NO THUNDERBOLTS ARE PULLED IN ARMITAGE’S RETELLING OF TROY

★★☆
Royal Exchange Theatre | Manchester
world première directed by Nick Bagnall
In a torn toga, clutching a creased cardboard lightning bolt, Zeus stands among the ruins of Troy in modern-day Hisarlik, Turkey – or thereabouts, but he’s a god so he should know. Simon Armitage’s retelling of the Troy story opens with his century-spanning meditations on war and love, mediated by his wife Hera’s wry asides. But back in the Bronze Age setting of the world’s oldest work of fiction, as told by Homer in his Iliad, things are rather less considered. Nick Bagnall’s coarse and bloody production rings with the clash of swords, emphasising brute force over narrative power.
The poet Simon Armitage wrote a three-parter dramatisation BBC Radio 4 including one on Homer’s Odyssey. This play is a prequel of sorts, supplementing the enigmatic description of the Troy story that opens Homer’s Iliad with Virgil’s Aeneid to provide a full dramatic sweep through to its bitter and bloody end. Manchester’s Royal Exchange couldn’t be more perfect as a location for this classical mish-mash. It’s punctuated by heartstoppingly vast Corinthian columns of fleshy pink marble – the round theatre stands at the feet of these giants, like an amphitheatre commenting on and reflecting the doings of the gods above.
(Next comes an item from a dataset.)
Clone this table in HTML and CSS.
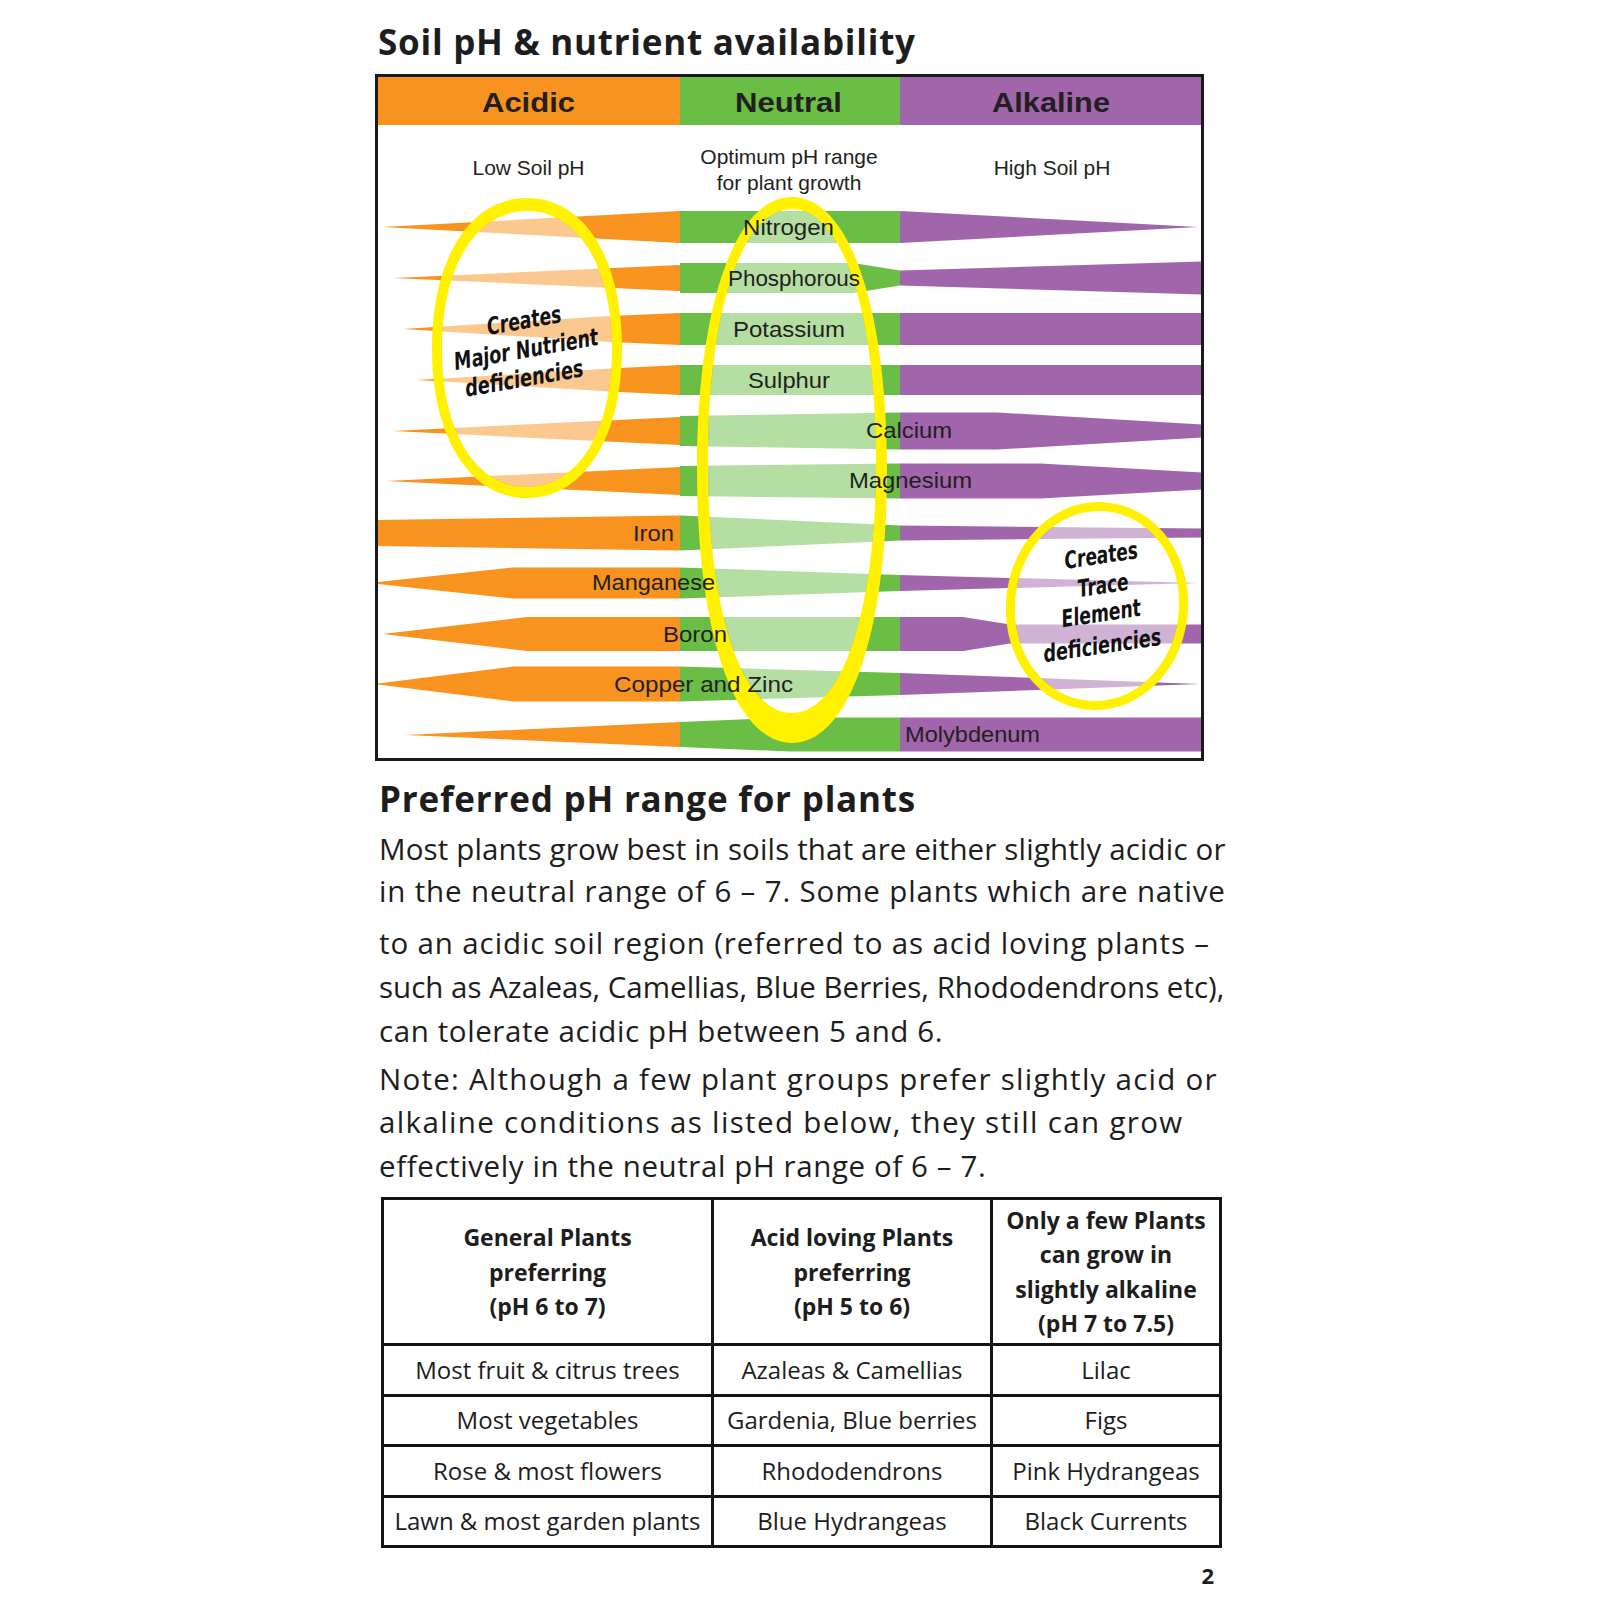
FILE: index.html
```html
<!DOCTYPE html>
<html lang="en">
<head>
<meta charset="utf-8">
<title>Soil pH &amp; nutrient availability</title>
<link rel="stylesheet" href="styles.css">
</head>
<body>
<div class="page">
  <h1 class="title">Soil pH &amp; nutrient availability</h1>

  <svg class="chart" width="829" height="688" viewBox="375 74 829 688" xmlns="http://www.w3.org/2000/svg">
    <defs>
      <linearGradient id="zones" gradientUnits="userSpaceOnUse" x1="378" y1="0" x2="1202" y2="0">
        <stop offset="0" stop-color="#F7931E"/>
        <stop offset="0.3665" stop-color="#F7931E"/>
        <stop offset="0.3665" stop-color="#6ABD45"/>
        <stop offset="0.6335" stop-color="#6ABD45"/>
        <stop offset="0.6335" stop-color="#A065AB"/>
        <stop offset="1" stop-color="#A065AB"/>
      </linearGradient>
    </defs>

    <rect class="band" x="378" y="77" width="824" height="48"/>
    <text class="ch-h" x="528.5" y="112" text-anchor="middle" textLength="93" lengthAdjust="spacingAndGlyphs">Acidic</text>
    <text class="ch-h" x="788.5" y="112" text-anchor="middle" textLength="107" lengthAdjust="spacingAndGlyphs">Neutral</text>
    <text class="ch-h" x="1051" y="112" text-anchor="middle" textLength="118" lengthAdjust="spacingAndGlyphs">Alkaline</text>

    <text class="ch-s" x="528.5" y="175" text-anchor="middle">Low Soil pH</text>
    <text class="ch-s" x="789" y="164" text-anchor="middle">Optimum pH range</text>
    <text class="ch-s" x="789" y="190" text-anchor="middle">for plant growth</text>
    <text class="ch-s" x="1052" y="175" text-anchor="middle">High Soil pH</text>

    <g class="rows">
      <polygon points="382,227 680,211 900,211 1198,227 900,243 680,243"/>
      <polygon points="393,278 680,265 680,263 853,263 900,270.5 1202,261.5 1202,294.5 900,285.5 853,293 680,293 680,291"/>
      <polygon points="403,329 610,316 680,313 1202,313 1202,345 680,345 610,342"/>
      <polygon points="417,380 620,368 680,365 1202,365 1202,395 680,395 620,392"/>
      <polygon points="392,431 680,417 680,416 900,412.5 997,412.5 1202,424.5 1202,437.5 997,449.5 900,449.5 680,446 680,445"/>
      <polygon points="386,481 680,467 680,466 900,463.5 1040,463.5 1202,472.5 1202,489.5 1040,498.5 900,498.5 680,496 680,495"/>
      <polygon points="378,520 680,515.5 900,525.5 1202,528.5 1202,537.5 900,540.5 680,550.5 378,546"/>
      <polygon points="378,582 513,567.5 680,567.5 900,575 1197,583 900,591 680,598.5 513,598.5 378,584"/>
      <polygon points="383,634 527,617 963,617 1010,624.5 1202,624.5 1202,643.5 1010,643.5 963,651 527,651"/>
      <polygon points="378,683.5 513,666.5 680,666.5 900,673 1200,684 900,695 680,701.5 513,701.5 378,684.5"/>
      <polygon points="405,735 680,722 790,717.5 1202,717.5 1202,751.5 790,751.5 680,747"/>
    </g>

    <g class="haze">
      <path d="M612,349 C612,432 578,487 527,487 C476,487 442,432 442,349 C442,266 476,211 527,211 C578,211 612,266 612,349 Z"/>
      <path d="M876,461 C876,612 842,713 792,713 C742,713 708,612 708,461 C708,310 742,209 792,209 C842,209 876,310 876,461 Z"/>
      <path transform="rotate(5 1097 606)" d="M1179,606 C1179,659 1143,701 1097,701 C1051,701 1015,659 1015,606 C1015,553 1051,511 1097,511 C1143,511 1179,553 1179,606 Z"/>
    </g>

    <g class="ring">
      <path d="M622,348 C622,438 584,498 527,498 C470,498 432,438 432,348 C432,258 470,198 527,198 C584,198 622,258 622,348 Z M612,349 C612,432 578,487 527,487 C476,487 442,432 442,349 C442,266 476,211 527,211 C578,211 612,266 612,349 Z"/>
      <path d="M887,470 C887,634 849,743 792,743 C735,743 697,634 697,470 C697,306 735,197 792,197 C849,197 887,306 887,470 Z M876,461 C876,612 842,713 792,713 C742,713 708,612 708,461 C708,310 742,209 792,209 C842,209 876,310 876,461 Z"/>
      <path transform="rotate(5 1097 606)" d="M1188,606 C1188,664 1148,710 1097,710 C1046,710 1006,664 1006,606 C1006,548 1046,502 1097,502 C1148,502 1188,548 1188,606 Z M1179,606 C1179,659 1143,701 1097,701 C1051,701 1015,659 1015,606 C1015,553 1051,511 1097,511 C1143,511 1179,553 1179,606 Z"/>
    </g>

    <text class="ch-l" x="743" y="235" textLength="91" lengthAdjust="spacingAndGlyphs">Nitrogen</text>
    <text class="ch-l" x="728" y="286" textLength="132" lengthAdjust="spacingAndGlyphs">Phosphorous</text>
    <text class="ch-l" x="733" y="337" textLength="112" lengthAdjust="spacingAndGlyphs">Potassium</text>
    <text class="ch-l" x="748" y="388" textLength="82" lengthAdjust="spacingAndGlyphs">Sulphur</text>
    <text class="ch-l" x="866" y="438" textLength="86" lengthAdjust="spacingAndGlyphs">Calcium</text>
    <text class="ch-l" x="849" y="488" textLength="123" lengthAdjust="spacingAndGlyphs">Magnesium</text>
    <text class="ch-l" x="633" y="540.5" textLength="41" lengthAdjust="spacingAndGlyphs">Iron</text>
    <text class="ch-l" x="592" y="590" textLength="123" lengthAdjust="spacingAndGlyphs">Manganese</text>
    <text class="ch-l" x="663" y="642" textLength="64" lengthAdjust="spacingAndGlyphs">Boron</text>
    <text class="ch-l" x="614" y="692" textLength="179" lengthAdjust="spacingAndGlyphs">Copper and Zinc</text>
    <text class="ch-l" x="905" y="742" textLength="135" lengthAdjust="spacingAndGlyphs">Molybdenum</text>

    <text class="ch-e" x="524" y="328.5" text-anchor="middle" textLength="75" lengthAdjust="spacingAndGlyphs" transform="rotate(-10 524 320)">Creates</text>
    <text class="ch-e" x="526" y="357.5" text-anchor="middle" textLength="146" lengthAdjust="spacingAndGlyphs" transform="rotate(-10 526 349)">Major Nutrient</text>
    <text class="ch-e" x="524" y="386.5" text-anchor="middle" textLength="120" lengthAdjust="spacingAndGlyphs" transform="rotate(-10 524 378)">deficiencies</text>

    <text class="ch-e" x="1101" y="563.5" text-anchor="middle" textLength="74" lengthAdjust="spacingAndGlyphs" transform="rotate(-8.5 1101 555)">Creates</text>
    <text class="ch-e" x="1103" y="593.5" text-anchor="middle" textLength="51" lengthAdjust="spacingAndGlyphs" transform="rotate(-8.5 1103 585)">Trace</text>
    <text class="ch-e" x="1101" y="621.5" text-anchor="middle" textLength="80" lengthAdjust="spacingAndGlyphs" transform="rotate(-8.5 1101 613)">Element</text>
    <text class="ch-e" x="1102" y="653.5" text-anchor="middle" textLength="119" lengthAdjust="spacingAndGlyphs" transform="rotate(-8.5 1102 645)">deficiencies</text>

    <rect class="frame" x="376.5" y="75.5" width="826" height="684"/>
  </svg>

  <h2 class="subtitle">Preferred pH range for plants</h2>
  <p class="para para-a">
    <span class="ln ln1">Most plants grow best in soils that are either slightly acidic or</span>
    <span class="ln ln2">in the neutral range of 6 – 7. Some plants which are native</span>
  </p>
  <p class="para para-b">
    <span class="ln ln3">to an acidic soil region (referred to as acid loving plants –</span>
    <span class="ln ln4">such as Azaleas, Camellias, Blue Berries, Rhododendrons etc),</span>
    <span class="ln ln5">can tolerate acidic pH between 5 and 6.</span>
  </p>
  <p class="para para-c">
    <span class="ln ln6">Note: Although a few plant groups prefer slightly acid or</span>
    <span class="ln ln7">alkaline conditions as listed below, they still can grow</span>
    <span class="ln ln8">effectively in the neutral pH range of 6 – 7.</span>
  </p>

  <table class="plants">
    <colgroup>
      <col class="c1">
      <col class="c2">
      <col class="c3">
    </colgroup>
    <tr class="head">
      <th>General Plants<br>preferring<br>(pH 6 to 7)</th>
      <th>Acid loving Plants<br>preferring<br>(pH 5 to 6)</th>
      <th>Only a few Plants<br>can grow in<br>slightly alkaline<br>(pH 7 to 7.5)</th>
    </tr>
    <tr class="row">
      <td>Most fruit &amp; citrus trees</td>
      <td>Azaleas &amp; Camellias</td>
      <td>Lilac</td>
    </tr>
    <tr class="row">
      <td>Most vegetables</td>
      <td>Gardenia, Blue berries</td>
      <td>Figs</td>
    </tr>
    <tr class="row">
      <td>Rose &amp; most flowers</td>
      <td>Rhododendrons</td>
      <td>Pink Hydrangeas</td>
    </tr>
    <tr class="row">
      <td>Lawn &amp; most garden plants</td>
      <td>Blue Hydrangeas</td>
      <td>Black Currents</td>
    </tr>
  </table>

  <div class="pagenum">2</div>
</div>
</body>
</html>
```

FILE: styles.css
```css
* {
  box-sizing: border-box;
}

body {
  margin: 0;
  background: #ffffff;
  font-family: "Open Sans", Lato, "Liberation Sans", sans-serif;
  color: #1d1d1d;
}

.page {
  width: 1600px;
  height: 1600px;
  padding-left: 375px;
  overflow: hidden;
}

.title {
  margin: 0;
  height: 74px;
  padding: 9px 0 0 3px;
  font-size: 35px;
  line-height: 65px;
  font-weight: 700;
  letter-spacing: 0.75px;
  white-space: nowrap;
}

.chart {
  display: block;
}

.band,
.rows polygon {
  fill: url(#zones);
}

.haze path {
  fill: #ffffff;
  fill-opacity: 0.5;
}

.ring path {
  fill: #FFF100;
  fill-rule: evenodd;
}

.frame {
  fill: none;
  stroke: #1a1a1a;
  stroke-width: 3;
}

.ch-h {
  font-family: "Liberation Sans", Arial, sans-serif;
  font-weight: 700;
  font-size: 28px;
  fill: #231f20;
}

.ch-s {
  font-family: "Liberation Sans", Arial, sans-serif;
  font-size: 21px;
  fill: #231f20;
}

.ch-l {
  font-family: "Liberation Sans", Arial, sans-serif;
  font-size: 22px;
  fill: #231f20;
}

.ch-e {
  font-family: "DejaVu Sans Condensed", "Liberation Sans", sans-serif;
  font-weight: 700;
  font-style: italic;
  font-size: 24px;
  fill: #111111;
}

.subtitle {
  margin: 15.4px 0 0;
  padding-left: 4px;
  font-size: 35px;
  line-height: 44px;
  font-weight: 700;
  letter-spacing: 0.8px;
  white-space: nowrap;
}

.para {
  margin: 0;
  padding-left: 4px;
  font-size: 29.5px;
  white-space: nowrap;
}

.ln {
  display: block;
}

.ln1 { letter-spacing: 0.15px; }
.ln2 { letter-spacing: 0.85px; }
.ln3 { letter-spacing: 0.88px; }
.ln4 { letter-spacing: 0; }
.ln5 { letter-spacing: 0.6px; }
.ln6 { letter-spacing: 1.25px; }
.ln7 { letter-spacing: 1.35px; }
.ln8 { letter-spacing: 0.6px; }

.para-a {
  margin-top: 7px;
  line-height: 42px;
}

.para-b {
  margin-top: 9px;
  line-height: 44px;
}

.para-c {
  margin-top: 3.5px;
  line-height: 43.5px;
}

.plants {
  margin: 10px 0 0 6px;
  width: 838px;
  border-collapse: collapse;
  table-layout: fixed;
  font-size: 24px;
}

.plants .c1 { width: 330px; }
.plants .c2 { width: 279px; }
.plants .c3 { width: 229px; }

.plants th,
.plants td {
  border: 3px solid #141414;
  text-align: center;
  vertical-align: middle;
  padding: 0;
  white-space: nowrap;
}

.plants th {
  font-size: 23px;
  font-weight: 700;
  line-height: 34.5px;
}

.plants .head {
  height: 146px;
}

.plants .row {
  height: 50.4px;
}

.plants td {
  line-height: 30px;
}

.pagenum {
  width: 847px;
  margin-top: 12px;
  padding-right: 8px;
  text-align: right;
  font-size: 22px;
  line-height: 30px;
  font-weight: 700;
}
```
Armitage’s task is an epic one. He’s had to condense a sprawling but still familiar story into something a bit tighter, amalgamating characters and telescoping events. The most surprising omission is the prophetess Cassandra, who features only in a minor way in the Iliad and Aeneid, but whose foreshadowing of the fall of Troy has become a central part of the tale’s mythology. His retelling is also intriguing for having a foot in each of the three camps; Greeks, Trojans and gods. Events up on Mount Olympus tend to be the most compelling. They centre around Zeus, who, as played by Richard Bremmer, is allowed a degree of evolution and flux that none of the others have time for. He delivers his opening prologue as battered and bedraggled as a fading end-of-the-pier entertainer. No longer worshiped, he’s reduced to penury and, in a nice touch, selling divine little statuettes of himself. But during the Troy narrative itself, Zeus is a statesman tasked with marshaling an Olympus that works like a squabbling United Nations of gods, all keen to make interventions on one side or another – his sparring with a witty and warm Hera (Gillian Bevan) is a joy.
Surprisingly, the humans on both sides are far less compelling, and their motives are obscure – whether Trojans or legendarily enigmatic Greeks.Tom Stuart’s Paris has a cartoonishly foppish haplessness that makes his kidnap of Helen seem like a Herculean leap. But Achilles is still more baffling. In Jake Fairbrother’s performance he’s muscled, mute and simmering with anger. His presentation of his concubine Briseus to Agamemnon smothered head to toe in a burqa-like robe, manhandling her as she screams, is heavy-handedly conceived by director Nick Bagnall – and at odds with a text that suggests he loves her so much he withdraws from battle. It’s hard to get away from the misogyny embedded in the Troy narrative, but Armitage heightens it. His treatment of the ever-enigmatic Helen of Troy is especially telling. She repeatedly describes herself as a “whore”, seeming to half-relish her pariah status. Former model Lily Cole‘s voice is harsh and broken, her movements stiff – her beauty is sinister and unreadable, here.
In keeping with Armitage’s rough and nasty text, Ashley Martin-Davis’s set design doesn’t offer many visual pleasures. Even the beautiful Helen of Troy is hooded like a kind of alien seedpod, her tapestry an odd game of white and red string threaded over a vast wooden table. His most successful move is to break up the theatre’s in-the-round layout with a wooden ramp that closes or lowers like a drawbridge – a clear visual boundary through which warriors can charge or emerge, shrouded in haze. Other measures fall just the wrong side of rough and ready. In particular, the child-size Trojan horse and its wobbling ascent into the flies lacks the buzz that you’d expect from the Greek’s sudden swarm into Troy.
This Lilliputian horse is symbolic in a production that, under Bagnall’s direction, seems to shrink from the challenge of conveying the epic scale of Armitage’s text. It’s at its best when it’s at its bloodiest, but the story’s enigmas and moments of beauty are lost. Beside its inhuman humans, the gods’ dry wit is refreshing. But even Zeus’s millennium-spanning wisecracks aren’t quite enough to bridge the centuries-deep gulf between us and these ancient, inscrutable characters.